At the risk of sounding like the Nicole Kidman meme, going to Spider-man last night was one of the craziest theatre experiences I’ve ever had. The sound and picture were unbeatable, but the excitement of the crowd was really the most fun part. The stories and moments that move us to the point where we audibly clap, cheer, and cry at a screen are movies and stories worth remembering.

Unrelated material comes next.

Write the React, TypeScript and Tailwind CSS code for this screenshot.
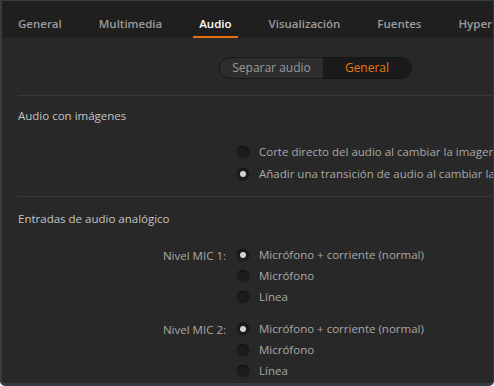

In every other art form, we always hear the artists talking about wanting to make people feel something. To feel something means we are alive. The movies is a place where thousands of artists at the top of their game come together to create one piece of art to make millions of people feel something together. It doesn’t matter if its a superhero movie, a hallmark Christmas movie, or an indie arthouse picture. The feelings they give us are real, add value to our lives, and often bring new perspectives and experiences into our every day reality. Besides the actual content of the film itself, there are feelings we get through these movies in connection to our everyday lives that may not be part of the story the filmmakers are telling. The cinema is often the place of first dates. It’s where love is born and dreams are made and where people come to experience something remarkable together.

As a film composer myself, one of the biggest things I’ve learned is you shouldn’t watch movies alone. Especially ones you are working on. There’s a psychological difference when the screen captures the attention of a room of people vs just you alone. Despite the idea of “dropping your emotional barrier”, when you’re alone you can’t feel as much as you can when you are watching something with another person. I don’t have any evidence to support this claim that’s not anecdotal, but I truly believe cinema is inherently meant to be a shared experience rather than a solitary one - which is why home streaming, though enjoyable, can never truly replicate the theatrical experience. So cinema is not just about the movie. It’s the whole theatrical experience, and a large portion of that is being in that room with others. With this in mind, I would argue that cinema was closest to death (like in a coma unsure if it would pull through) throughout 2020, but in 2021 it’s come back with a vengeance and we’ve gotten many stories worth remembering and experiencing with others.

I think a majority of the people who believe that cinema is dead or dying would also be in the same camp of people who believe “music just ain’t what it used to be”. And because current trends aren’t aligned with their preferences, they dismiss the entire art form as losing it’s touch. Technology evolves, and so does art. And sometimes, the new tech (or creative restrictions driven by new tech) is what we come to cherish most about an era. People still shoot analog photos, even though digital cameras can produce much higher quality images, precisely because the analog format offers restrictions and special characteristics that can never be replicated digitally. And why should it? It already exists!

Some amazing films from this year include:


No Time to Die

Nine Days


Mitchells vs the Machines


House of Gucci

Licorice Pizza

The Last Duel

Spiderman: No Way Home

The Green Knight


The above includes animation, indies, blockbusters, arthouse, historical epics, coming of age movies and more. Every single movie on this list is worth seeing, and there are many films from this year alone I left out simply because I had to cut it off somewhere. There is no shortage of great movies coming out.

Cinema as a format is an immersive audio-visual experience meant to be shared simultaneously with another viewer. It doesn’t matter how large the screen is, how much money was spent making the film, or how “artistic” the film is deemed. Cinema is a sacred experience. And though I disagree with the take that it is “dying”, I do agree with many of those who express that opinion that cinema is worth fighting for and preserving.